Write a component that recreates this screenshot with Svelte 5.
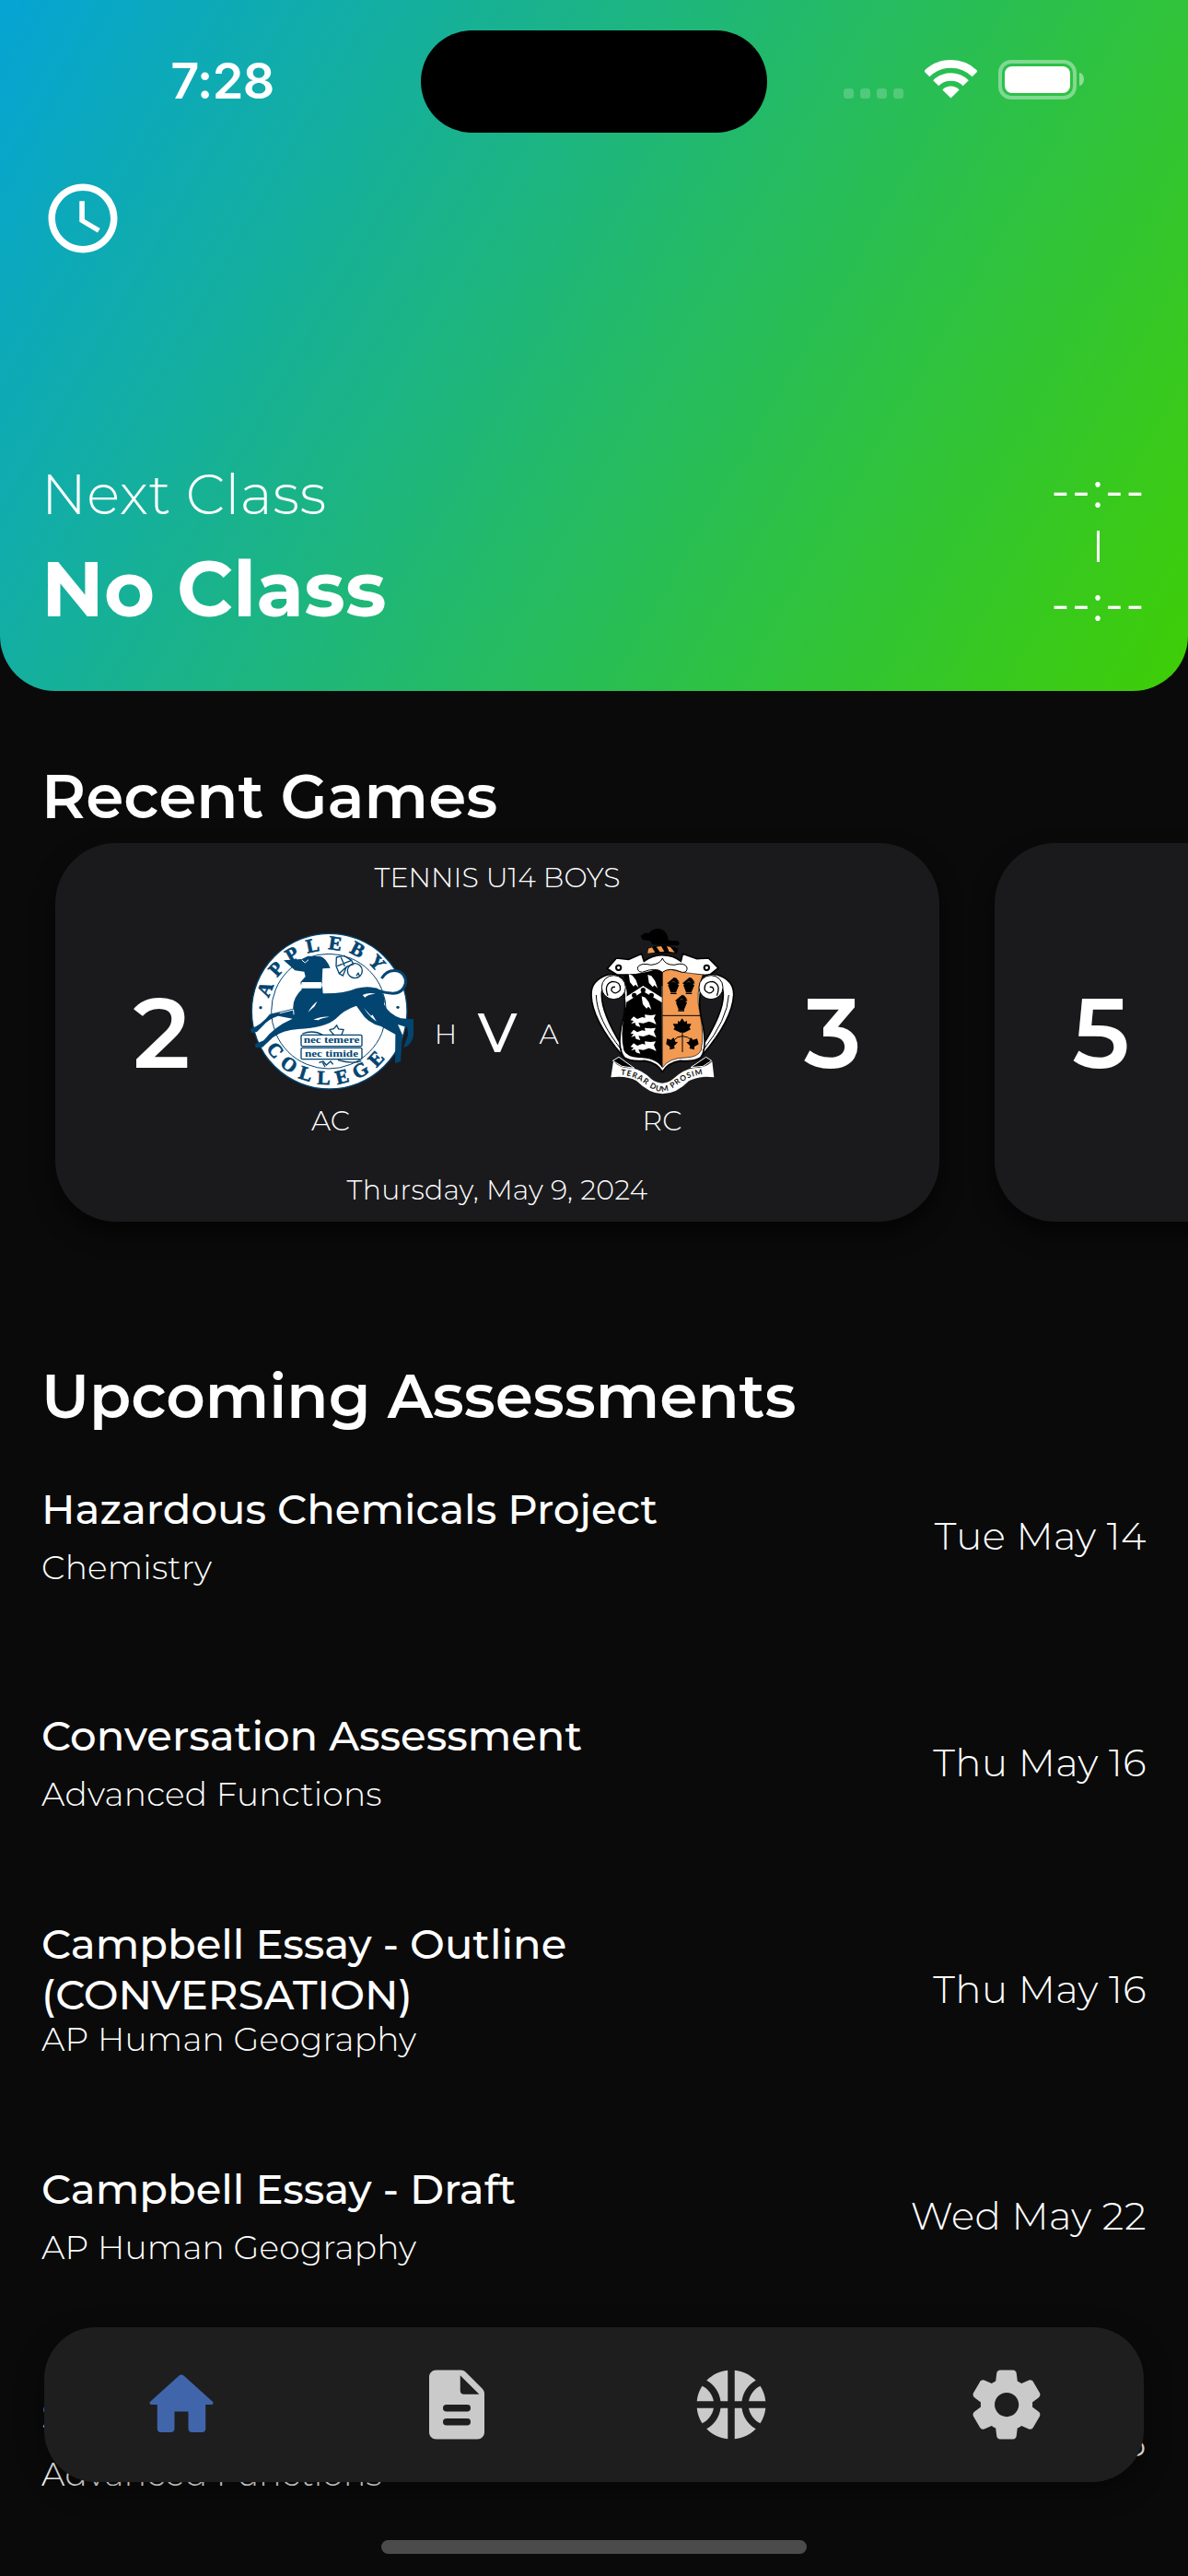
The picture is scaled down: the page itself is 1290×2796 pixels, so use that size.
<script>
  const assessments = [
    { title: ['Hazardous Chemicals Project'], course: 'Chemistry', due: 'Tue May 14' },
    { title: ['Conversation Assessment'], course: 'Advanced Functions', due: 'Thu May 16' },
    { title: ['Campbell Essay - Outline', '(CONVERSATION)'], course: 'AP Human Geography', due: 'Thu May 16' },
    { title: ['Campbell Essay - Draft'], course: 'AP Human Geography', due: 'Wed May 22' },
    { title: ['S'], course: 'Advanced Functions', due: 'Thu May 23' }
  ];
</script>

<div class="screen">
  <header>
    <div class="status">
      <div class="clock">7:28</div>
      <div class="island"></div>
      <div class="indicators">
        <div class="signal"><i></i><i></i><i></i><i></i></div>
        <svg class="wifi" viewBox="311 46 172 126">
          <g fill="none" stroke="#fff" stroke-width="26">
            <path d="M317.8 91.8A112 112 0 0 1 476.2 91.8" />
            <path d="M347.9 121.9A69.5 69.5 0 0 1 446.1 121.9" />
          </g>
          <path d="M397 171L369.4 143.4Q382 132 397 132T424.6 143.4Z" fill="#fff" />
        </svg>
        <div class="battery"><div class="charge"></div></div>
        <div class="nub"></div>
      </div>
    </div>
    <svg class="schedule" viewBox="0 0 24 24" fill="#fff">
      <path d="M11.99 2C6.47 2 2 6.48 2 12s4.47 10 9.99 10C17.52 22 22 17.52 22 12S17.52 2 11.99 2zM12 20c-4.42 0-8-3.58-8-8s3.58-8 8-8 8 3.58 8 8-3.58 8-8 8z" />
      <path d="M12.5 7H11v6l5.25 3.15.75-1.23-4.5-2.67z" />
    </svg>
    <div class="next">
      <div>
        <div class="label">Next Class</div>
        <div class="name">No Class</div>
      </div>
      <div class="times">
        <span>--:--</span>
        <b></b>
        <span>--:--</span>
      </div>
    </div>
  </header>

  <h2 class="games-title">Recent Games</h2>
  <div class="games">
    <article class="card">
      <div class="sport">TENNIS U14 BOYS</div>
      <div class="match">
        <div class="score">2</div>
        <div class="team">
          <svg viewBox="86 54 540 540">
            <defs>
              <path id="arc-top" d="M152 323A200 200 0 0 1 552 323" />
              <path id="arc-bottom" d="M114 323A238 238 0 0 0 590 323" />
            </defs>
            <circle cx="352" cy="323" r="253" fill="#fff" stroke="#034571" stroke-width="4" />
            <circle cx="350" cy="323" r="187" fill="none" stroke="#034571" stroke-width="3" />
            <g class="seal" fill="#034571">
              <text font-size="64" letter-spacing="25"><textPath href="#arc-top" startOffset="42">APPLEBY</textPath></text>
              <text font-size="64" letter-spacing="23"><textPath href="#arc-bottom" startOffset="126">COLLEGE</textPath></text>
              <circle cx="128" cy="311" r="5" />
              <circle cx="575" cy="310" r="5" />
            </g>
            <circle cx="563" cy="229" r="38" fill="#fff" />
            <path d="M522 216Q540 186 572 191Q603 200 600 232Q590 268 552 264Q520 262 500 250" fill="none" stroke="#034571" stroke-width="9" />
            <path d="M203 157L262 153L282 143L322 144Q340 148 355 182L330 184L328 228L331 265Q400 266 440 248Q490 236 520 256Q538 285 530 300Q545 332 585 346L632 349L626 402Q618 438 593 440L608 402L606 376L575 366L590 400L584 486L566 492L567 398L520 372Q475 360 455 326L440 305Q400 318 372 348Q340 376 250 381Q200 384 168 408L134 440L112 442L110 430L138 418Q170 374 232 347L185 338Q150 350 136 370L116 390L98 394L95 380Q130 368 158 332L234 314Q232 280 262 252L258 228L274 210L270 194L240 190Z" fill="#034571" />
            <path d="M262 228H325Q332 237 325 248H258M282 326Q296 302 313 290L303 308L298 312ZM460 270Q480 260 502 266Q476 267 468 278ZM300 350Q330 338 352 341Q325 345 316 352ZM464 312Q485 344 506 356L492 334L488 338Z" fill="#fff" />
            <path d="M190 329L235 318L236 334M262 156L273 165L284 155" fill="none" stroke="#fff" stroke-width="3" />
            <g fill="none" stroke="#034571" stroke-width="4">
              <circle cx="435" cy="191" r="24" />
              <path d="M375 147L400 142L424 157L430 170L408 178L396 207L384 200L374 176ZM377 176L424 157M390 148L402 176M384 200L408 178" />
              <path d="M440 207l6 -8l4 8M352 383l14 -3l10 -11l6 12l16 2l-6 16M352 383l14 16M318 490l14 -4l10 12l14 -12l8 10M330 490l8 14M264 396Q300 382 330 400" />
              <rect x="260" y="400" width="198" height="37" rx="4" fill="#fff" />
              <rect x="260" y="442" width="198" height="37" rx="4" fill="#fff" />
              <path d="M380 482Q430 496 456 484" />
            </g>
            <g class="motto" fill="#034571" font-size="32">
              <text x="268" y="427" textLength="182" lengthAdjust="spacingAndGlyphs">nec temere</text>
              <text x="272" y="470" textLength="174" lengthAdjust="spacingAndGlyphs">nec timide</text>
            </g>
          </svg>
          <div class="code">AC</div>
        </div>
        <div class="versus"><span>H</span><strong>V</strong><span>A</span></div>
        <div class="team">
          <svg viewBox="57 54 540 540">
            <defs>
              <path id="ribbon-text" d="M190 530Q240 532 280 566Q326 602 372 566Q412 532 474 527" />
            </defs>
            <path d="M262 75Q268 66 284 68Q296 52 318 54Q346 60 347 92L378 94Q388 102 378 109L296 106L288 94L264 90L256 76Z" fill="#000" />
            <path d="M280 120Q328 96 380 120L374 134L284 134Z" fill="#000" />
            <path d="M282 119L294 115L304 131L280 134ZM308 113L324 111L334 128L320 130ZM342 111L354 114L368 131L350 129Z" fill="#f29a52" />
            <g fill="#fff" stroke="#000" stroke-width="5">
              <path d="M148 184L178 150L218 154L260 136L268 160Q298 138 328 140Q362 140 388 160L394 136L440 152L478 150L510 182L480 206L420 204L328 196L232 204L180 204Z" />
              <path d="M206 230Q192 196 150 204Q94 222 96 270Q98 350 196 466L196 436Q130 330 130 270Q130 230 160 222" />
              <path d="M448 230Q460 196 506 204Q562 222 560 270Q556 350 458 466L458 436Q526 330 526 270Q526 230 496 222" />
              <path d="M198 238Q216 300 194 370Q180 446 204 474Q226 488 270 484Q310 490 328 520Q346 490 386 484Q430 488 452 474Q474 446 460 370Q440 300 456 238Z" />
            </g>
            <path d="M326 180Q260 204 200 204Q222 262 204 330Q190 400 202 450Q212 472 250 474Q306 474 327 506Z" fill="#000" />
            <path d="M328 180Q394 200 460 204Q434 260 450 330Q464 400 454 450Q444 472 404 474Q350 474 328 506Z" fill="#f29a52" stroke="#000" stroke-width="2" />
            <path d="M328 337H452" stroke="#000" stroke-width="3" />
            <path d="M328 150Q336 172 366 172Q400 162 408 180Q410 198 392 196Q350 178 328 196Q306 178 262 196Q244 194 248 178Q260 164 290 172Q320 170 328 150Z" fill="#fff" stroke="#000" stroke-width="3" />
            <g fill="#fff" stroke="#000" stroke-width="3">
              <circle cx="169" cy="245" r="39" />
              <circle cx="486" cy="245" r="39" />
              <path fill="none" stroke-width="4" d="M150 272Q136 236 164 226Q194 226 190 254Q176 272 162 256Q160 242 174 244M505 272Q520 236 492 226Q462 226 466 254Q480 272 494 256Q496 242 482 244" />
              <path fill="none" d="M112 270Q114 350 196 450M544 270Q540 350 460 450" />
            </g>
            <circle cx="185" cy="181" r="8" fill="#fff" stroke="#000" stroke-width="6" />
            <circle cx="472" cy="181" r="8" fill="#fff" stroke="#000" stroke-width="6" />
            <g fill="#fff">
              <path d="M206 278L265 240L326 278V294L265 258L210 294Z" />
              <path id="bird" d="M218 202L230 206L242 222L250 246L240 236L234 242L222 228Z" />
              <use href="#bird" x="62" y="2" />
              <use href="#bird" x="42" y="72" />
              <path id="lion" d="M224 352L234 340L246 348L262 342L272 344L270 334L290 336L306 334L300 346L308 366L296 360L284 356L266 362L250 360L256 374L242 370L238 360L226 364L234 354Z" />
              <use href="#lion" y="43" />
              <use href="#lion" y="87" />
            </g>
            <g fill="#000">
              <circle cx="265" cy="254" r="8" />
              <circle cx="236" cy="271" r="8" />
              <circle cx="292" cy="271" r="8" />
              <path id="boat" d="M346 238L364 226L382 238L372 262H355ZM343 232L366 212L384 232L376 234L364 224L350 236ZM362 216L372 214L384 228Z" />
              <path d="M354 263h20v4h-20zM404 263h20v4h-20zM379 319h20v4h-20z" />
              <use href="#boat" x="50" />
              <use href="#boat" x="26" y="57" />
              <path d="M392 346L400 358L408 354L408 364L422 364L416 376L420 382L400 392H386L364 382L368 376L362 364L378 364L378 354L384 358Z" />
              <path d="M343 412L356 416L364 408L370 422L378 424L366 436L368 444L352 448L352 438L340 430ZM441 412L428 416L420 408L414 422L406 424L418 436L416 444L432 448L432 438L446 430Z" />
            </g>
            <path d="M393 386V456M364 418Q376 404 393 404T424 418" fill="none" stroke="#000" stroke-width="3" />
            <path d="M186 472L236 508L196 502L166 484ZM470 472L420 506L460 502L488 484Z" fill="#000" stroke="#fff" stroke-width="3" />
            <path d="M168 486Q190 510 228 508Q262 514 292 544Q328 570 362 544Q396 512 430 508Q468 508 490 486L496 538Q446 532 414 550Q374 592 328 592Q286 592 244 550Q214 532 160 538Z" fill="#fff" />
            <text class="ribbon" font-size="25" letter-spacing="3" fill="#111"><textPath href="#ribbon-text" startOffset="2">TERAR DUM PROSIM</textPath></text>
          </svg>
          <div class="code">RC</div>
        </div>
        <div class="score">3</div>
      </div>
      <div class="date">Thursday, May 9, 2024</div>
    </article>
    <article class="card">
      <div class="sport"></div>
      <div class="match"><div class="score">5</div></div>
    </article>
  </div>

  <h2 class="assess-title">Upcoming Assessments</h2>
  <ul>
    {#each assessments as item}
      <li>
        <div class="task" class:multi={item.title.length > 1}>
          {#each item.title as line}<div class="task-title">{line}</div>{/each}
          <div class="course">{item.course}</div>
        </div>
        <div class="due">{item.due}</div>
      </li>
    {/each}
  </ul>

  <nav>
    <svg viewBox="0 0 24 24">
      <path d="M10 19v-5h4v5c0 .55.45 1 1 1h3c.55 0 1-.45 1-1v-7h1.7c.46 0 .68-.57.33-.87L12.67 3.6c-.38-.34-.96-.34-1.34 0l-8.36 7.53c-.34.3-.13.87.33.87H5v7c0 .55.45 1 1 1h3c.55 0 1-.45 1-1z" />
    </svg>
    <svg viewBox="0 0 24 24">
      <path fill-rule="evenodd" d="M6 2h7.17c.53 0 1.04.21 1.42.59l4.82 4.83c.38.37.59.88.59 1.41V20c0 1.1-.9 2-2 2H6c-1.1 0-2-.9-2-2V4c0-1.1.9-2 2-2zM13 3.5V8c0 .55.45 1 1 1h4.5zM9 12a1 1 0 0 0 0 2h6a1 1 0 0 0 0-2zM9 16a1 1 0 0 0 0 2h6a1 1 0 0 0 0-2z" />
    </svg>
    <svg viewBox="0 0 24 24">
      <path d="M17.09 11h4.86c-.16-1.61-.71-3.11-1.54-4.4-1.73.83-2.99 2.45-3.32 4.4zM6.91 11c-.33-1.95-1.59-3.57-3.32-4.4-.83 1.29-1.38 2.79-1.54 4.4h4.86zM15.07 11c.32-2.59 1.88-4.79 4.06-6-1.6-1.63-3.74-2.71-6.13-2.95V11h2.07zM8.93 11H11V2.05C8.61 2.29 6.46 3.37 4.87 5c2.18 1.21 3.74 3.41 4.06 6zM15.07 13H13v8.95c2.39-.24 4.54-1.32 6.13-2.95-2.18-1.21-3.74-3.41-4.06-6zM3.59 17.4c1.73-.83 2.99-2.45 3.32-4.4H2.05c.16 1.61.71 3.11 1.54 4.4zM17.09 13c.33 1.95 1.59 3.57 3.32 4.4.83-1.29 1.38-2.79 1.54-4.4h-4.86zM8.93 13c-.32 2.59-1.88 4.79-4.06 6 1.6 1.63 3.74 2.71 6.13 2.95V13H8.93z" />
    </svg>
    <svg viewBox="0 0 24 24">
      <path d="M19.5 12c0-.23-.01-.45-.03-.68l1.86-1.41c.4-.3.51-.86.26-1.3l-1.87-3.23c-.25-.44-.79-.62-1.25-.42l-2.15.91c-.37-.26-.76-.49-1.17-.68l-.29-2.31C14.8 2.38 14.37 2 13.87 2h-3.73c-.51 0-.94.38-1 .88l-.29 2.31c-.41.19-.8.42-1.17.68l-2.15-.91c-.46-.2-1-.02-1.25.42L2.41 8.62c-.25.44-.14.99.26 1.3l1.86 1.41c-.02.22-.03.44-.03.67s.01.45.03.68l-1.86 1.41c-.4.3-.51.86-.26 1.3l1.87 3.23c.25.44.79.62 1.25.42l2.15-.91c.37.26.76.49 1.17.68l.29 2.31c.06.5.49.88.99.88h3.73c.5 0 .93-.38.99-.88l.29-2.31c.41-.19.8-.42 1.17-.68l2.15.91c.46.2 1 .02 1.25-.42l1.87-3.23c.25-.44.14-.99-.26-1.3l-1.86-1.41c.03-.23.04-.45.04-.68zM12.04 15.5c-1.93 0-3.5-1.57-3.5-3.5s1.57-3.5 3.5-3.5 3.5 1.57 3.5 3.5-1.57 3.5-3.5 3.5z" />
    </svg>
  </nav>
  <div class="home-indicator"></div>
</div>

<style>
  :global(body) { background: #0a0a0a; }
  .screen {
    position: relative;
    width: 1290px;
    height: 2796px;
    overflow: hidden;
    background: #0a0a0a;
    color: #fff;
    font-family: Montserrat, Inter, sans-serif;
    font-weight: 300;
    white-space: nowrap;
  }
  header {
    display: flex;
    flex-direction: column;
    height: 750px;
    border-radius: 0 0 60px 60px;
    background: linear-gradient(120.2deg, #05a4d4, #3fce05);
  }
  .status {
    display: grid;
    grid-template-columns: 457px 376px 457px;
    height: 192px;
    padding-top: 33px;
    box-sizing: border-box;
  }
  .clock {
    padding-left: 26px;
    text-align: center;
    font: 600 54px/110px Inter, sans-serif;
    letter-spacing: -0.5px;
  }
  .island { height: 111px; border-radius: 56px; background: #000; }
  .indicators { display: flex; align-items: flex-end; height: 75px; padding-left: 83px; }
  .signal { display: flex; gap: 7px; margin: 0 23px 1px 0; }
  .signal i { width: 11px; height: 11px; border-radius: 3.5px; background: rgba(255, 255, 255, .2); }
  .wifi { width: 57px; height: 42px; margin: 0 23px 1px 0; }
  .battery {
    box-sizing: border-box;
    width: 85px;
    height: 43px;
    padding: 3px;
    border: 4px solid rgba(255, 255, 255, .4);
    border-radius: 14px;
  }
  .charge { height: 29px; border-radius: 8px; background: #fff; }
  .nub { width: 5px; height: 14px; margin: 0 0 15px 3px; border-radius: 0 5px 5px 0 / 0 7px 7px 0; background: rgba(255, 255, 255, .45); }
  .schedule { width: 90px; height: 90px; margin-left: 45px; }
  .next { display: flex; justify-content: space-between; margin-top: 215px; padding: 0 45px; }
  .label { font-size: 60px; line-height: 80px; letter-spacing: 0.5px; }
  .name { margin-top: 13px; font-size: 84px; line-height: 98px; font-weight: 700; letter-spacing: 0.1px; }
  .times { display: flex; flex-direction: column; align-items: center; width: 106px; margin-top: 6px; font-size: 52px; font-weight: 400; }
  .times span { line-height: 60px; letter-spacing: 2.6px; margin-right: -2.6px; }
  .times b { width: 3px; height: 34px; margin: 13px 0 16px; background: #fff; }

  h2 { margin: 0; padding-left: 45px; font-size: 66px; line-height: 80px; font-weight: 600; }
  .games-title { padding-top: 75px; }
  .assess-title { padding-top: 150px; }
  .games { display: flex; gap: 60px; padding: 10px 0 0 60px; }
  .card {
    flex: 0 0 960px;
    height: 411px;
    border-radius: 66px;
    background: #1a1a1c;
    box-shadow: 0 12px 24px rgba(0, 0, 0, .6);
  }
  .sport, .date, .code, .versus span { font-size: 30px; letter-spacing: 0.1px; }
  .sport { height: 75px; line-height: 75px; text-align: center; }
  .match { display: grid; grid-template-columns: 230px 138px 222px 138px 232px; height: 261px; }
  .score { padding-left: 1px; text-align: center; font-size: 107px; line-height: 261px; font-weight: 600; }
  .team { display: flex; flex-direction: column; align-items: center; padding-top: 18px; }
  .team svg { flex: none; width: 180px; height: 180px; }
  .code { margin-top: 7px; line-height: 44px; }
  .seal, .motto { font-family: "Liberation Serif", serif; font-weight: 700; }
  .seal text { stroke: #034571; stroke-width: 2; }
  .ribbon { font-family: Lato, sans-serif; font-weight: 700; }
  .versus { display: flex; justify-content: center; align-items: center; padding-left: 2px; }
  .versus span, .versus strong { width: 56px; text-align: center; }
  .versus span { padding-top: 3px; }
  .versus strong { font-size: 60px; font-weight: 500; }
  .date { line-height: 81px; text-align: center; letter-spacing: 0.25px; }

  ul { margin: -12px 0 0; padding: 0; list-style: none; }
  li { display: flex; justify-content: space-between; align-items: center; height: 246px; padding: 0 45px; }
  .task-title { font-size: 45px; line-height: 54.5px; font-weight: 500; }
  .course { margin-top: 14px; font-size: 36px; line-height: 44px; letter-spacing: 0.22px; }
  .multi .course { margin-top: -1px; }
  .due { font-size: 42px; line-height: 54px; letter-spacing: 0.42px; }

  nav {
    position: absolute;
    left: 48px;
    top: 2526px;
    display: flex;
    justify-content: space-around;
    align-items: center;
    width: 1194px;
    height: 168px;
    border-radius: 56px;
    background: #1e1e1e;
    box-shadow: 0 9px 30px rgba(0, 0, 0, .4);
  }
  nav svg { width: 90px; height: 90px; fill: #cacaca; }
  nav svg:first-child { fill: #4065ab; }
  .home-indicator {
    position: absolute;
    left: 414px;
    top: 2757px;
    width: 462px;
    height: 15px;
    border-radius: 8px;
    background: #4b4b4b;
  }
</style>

→ **Direction**: Search the preceding listing for "that" and extract every line where it is found.

→ **Worked solution**:
Write a component that recreates this screenshot with Svelte 5.
The picture is scaled down: the page itself is 1290×2796 pixels, so use that size.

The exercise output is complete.